━━━ Dataset records

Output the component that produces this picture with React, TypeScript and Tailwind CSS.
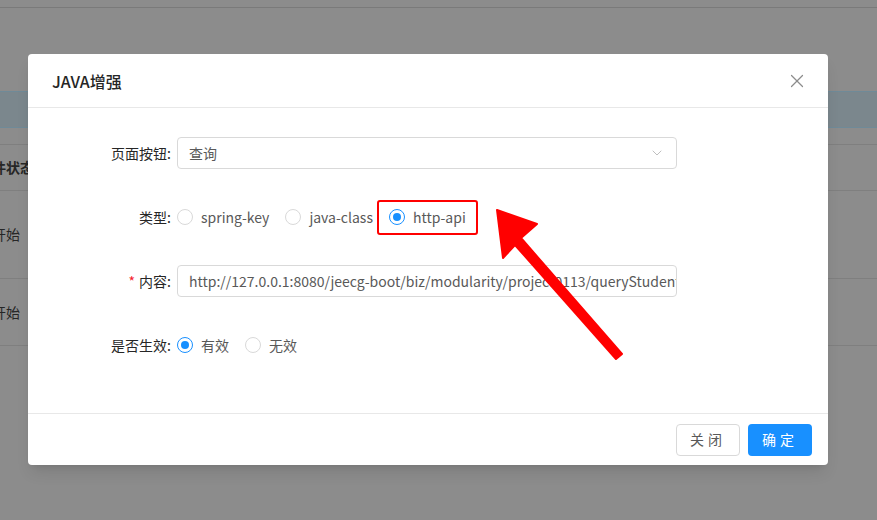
import { ChevronDown, X } from 'lucide-react';

const font = { fontFamily: '"Noto Sans CJK SC", "Noto Sans", sans-serif' };

function Radio({ checked, label }: { checked?: boolean; label: string }) {
  return (
    <span className="flex items-center gap-2 text-[14px] text-[#595959]">
      <span
        className={`flex h-4 w-4 items-center justify-center rounded-full border bg-white ${checked ? 'border-[#1890ff]' : 'border-[#d9d9d9]'}`}
      >
        {checked && <span className="h-2 w-2 rounded-full bg-[#1890ff]" />}
      </span>
      {label}
    </span>
  );
}

function Row({ label, required, children }: { label: string; required?: boolean; children: React.ReactNode }) {
  return (
    <div className="flex h-8 items-center">
      <div className="w-[149px] pr-[6px] text-right text-[14px] text-[#262626]">
        {required && <span className="mr-1 text-[#f5222d]">*</span>}
        {label}:
      </div>
      <div className="flex w-[500px] items-center">{children}</div>
    </div>
  );
}

export default function App() {
  return (
    <div className="relative h-[520px] w-[877px] overflow-hidden bg-[#8c8c8c]" style={font}>
      {/* dimmed page behind */}
      <div className="h-2 border-b border-[#7a7a7a]" />
      <div className="h-[83px]" />
      <div className="h-[37px] border-y border-[#6f8a98] bg-[#7b878d]" />
      <div className="h-[17px] border-b border-[#7f7f7f]" />
      <div className="flex h-[46px] items-center border-b border-[#7f7f7f] text-[14px] font-bold text-[#262626]">
        <span className="-ml-2">件状态</span>
      </div>
      <div className="flex h-[88px] items-center border-b border-[#7f7f7f] text-[14px] text-[#262626]">
        <span className="-ml-2">开始</span>
      </div>
      <div className="flex h-[67px] items-center border-b border-[#7f7f7f] text-[14px] text-[#262626]">
        <span className="-ml-2">开始</span>
      </div>

      {/* modal */}
      <div className="absolute left-[28px] top-[54px] flex h-[411px] w-[800px] flex-col rounded bg-white shadow-lg">
        <div className="flex h-[54px] items-center justify-between border-b border-[#e8e8e8] pl-6 pr-5">
          <span className="text-[16px] font-medium text-[#262626]">JAVA增强</span>
          <X className="h-[22px] w-[22px] text-[#8c8c8c]" strokeWidth={1.3} />
        </div>
        <div className="flex flex-1 flex-col gap-8 pt-[29px]">
          <Row label="页面按钮">
            <div className="flex h-8 w-full items-center justify-between rounded border border-[#d9d9d9] px-[11px] text-[14px] text-[#595959]">
              查询
              <ChevronDown className="h-4 w-4 text-[#bfbfbf]" strokeWidth={1.5} />
            </div>
          </Row>
          <Row label="类型">
            <div className="flex items-center gap-4">
              <Radio label="spring-key" />
              <Radio label="java-class" />
              <span className="-ml-[12px] rounded-[3px] border-2 border-[#ff0000] px-[10px] py-[5px]">
                <Radio checked label="http-api" />
              </span>
            </div>
          </Row>
          <Row label="内容" required>
            <div className="flex h-8 w-full items-center overflow-hidden whitespace-nowrap rounded border border-[#d9d9d9] px-[11px] text-[14px] text-[#595959]">
              http://127.0.0.1:8080/jeecg-boot/biz/modularity/project0113/queryStudent
            </div>
          </Row>
          <Row label="是否生效">
            <div className="flex items-center gap-4">
              <Radio checked label="有效" />
              <Radio label="无效" />
            </div>
          </Row>
        </div>
        <div className="flex h-[52px] items-center justify-end gap-2 border-t border-[#e8e8e8] px-4">
          <button className="h-8 w-[64px] rounded border border-[#d9d9d9] bg-white text-[14px] tracking-[4px] text-[#595959]">关闭</button>
          <button className="h-8 w-[64px] rounded bg-[#1890ff] text-[14px] tracking-[4px] text-white">确定</button>
        </div>
      </div>

      {/* red arrow */}
      <svg className="absolute left-0 top-0" width="877" height="520" viewBox="0 0 877 520">
        <path d="M497 210 L537 224 L521 238 L622 354 L616 359 L515 245 L503 258 Z" fill="#ff0000" strokeLinejoin="round" stroke="#ff0000" strokeWidth="2" />
      </svg>
    </div>
  );
}
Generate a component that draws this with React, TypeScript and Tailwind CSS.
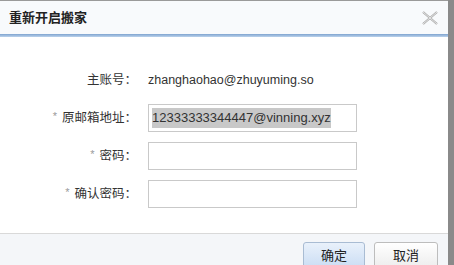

━━━━━━

Goal> Copy all the records above exactly, but leave out the pictures.

Solution for this exercise>
Output the component that produces this picture with React, TypeScript and Tailwind CSS.
import { ChevronDown, X } from 'lucide-react';

const font = { fontFamily: '"Noto Sans CJK SC", "Noto Sans", sans-serif' };

function Radio({ checked, label }: { checked?: boolean; label: string }) {
  return (
    <span className="flex items-center gap-2 text-[14px] text-[#595959]">
      <span
        className={`flex h-4 w-4 items-center justify-center rounded-full border bg-white ${checked ? 'border-[#1890ff]' : 'border-[#d9d9d9]'}`}
      >
        {checked && <span className="h-2 w-2 rounded-full bg-[#1890ff]" />}
      </span>
      {label}
    </span>
  );
}

function Row({ label, required, children }: { label: string; required?: boolean; children: React.ReactNode }) {
  return (
    <div className="flex h-8 items-center">
      <div className="w-[149px] pr-[6px] text-right text-[14px] text-[#262626]">
        {required && <span className="mr-1 text-[#f5222d]">*</span>}
        {label}:
      </div>
      <div className="flex w-[500px] items-center">{children}</div>
    </div>
  );
}

export default function App() {
  return (
    <div className="relative h-[520px] w-[877px] overflow-hidden bg-[#8c8c8c]" style={font}>
      {/* dimmed page behind */}
      <div className="h-2 border-b border-[#7a7a7a]" />
      <div className="h-[83px]" />
      <div className="h-[37px] border-y border-[#6f8a98] bg-[#7b878d]" />
      <div className="h-[17px] border-b border-[#7f7f7f]" />
      <div className="flex h-[46px] items-center border-b border-[#7f7f7f] text-[14px] font-bold text-[#262626]">
        <span className="-ml-2">件状态</span>
      </div>
      <div className="flex h-[88px] items-center border-b border-[#7f7f7f] text-[14px] text-[#262626]">
        <span className="-ml-2">开始</span>
      </div>
      <div className="flex h-[67px] items-center border-b border-[#7f7f7f] text-[14px] text-[#262626]">
        <span className="-ml-2">开始</span>
      </div>

      {/* modal */}
      <div className="absolute left-[28px] top-[54px] flex h-[411px] w-[800px] flex-col rounded bg-white shadow-lg">
        <div className="flex h-[54px] items-center justify-between border-b border-[#e8e8e8] pl-6 pr-5">
          <span className="text-[16px] font-medium text-[#262626]">JAVA增强</span>
          <X className="h-[22px] w-[22px] text-[#8c8c8c]" strokeWidth={1.3} />
        </div>
        <div className="flex flex-1 flex-col gap-8 pt-[29px]">
          <Row label="页面按钮">
            <div className="flex h-8 w-full items-center justify-between rounded border border-[#d9d9d9] px-[11px] text-[14px] text-[#595959]">
              查询
              <ChevronDown className="h-4 w-4 text-[#bfbfbf]" strokeWidth={1.5} />
            </div>
          </Row>
          <Row label="类型">
            <div className="flex items-center gap-4">
              <Radio label="spring-key" />
              <Radio label="java-class" />
              <span className="-ml-[12px] rounded-[3px] border-2 border-[#ff0000] px-[10px] py-[5px]">
                <Radio checked label="http-api" />
              </span>
            </div>
          </Row>
          <Row label="内容" required>
            <div className="flex h-8 w-full items-center overflow-hidden whitespace-nowrap rounded border border-[#d9d9d9] px-[11px] text-[14px] text-[#595959]">
              http://127.0.0.1:8080/jeecg-boot/biz/modularity/project0113/queryStudent
            </div>
          </Row>
          <Row label="是否生效">
            <div className="flex items-center gap-4">
              <Radio checked label="有效" />
              <Radio label="无效" />
            </div>
          </Row>
        </div>
        <div className="flex h-[52px] items-center justify-end gap-2 border-t border-[#e8e8e8] px-4">
          <button className="h-8 w-[64px] rounded border border-[#d9d9d9] bg-white text-[14px] tracking-[4px] text-[#595959]">关闭</button>
          <button className="h-8 w-[64px] rounded bg-[#1890ff] text-[14px] tracking-[4px] text-white">确定</button>
        </div>
      </div>

      {/* red arrow */}
      <svg className="absolute left-0 top-0" width="877" height="520" viewBox="0 0 877 520">
        <path d="M497 210 L537 224 L521 238 L622 354 L616 359 L515 245 L503 258 Z" fill="#ff0000" strokeLinejoin="round" stroke="#ff0000" strokeWidth="2" />
      </svg>
    </div>
  );
}
Generate a component that draws this with React, TypeScript and Tailwind CSS.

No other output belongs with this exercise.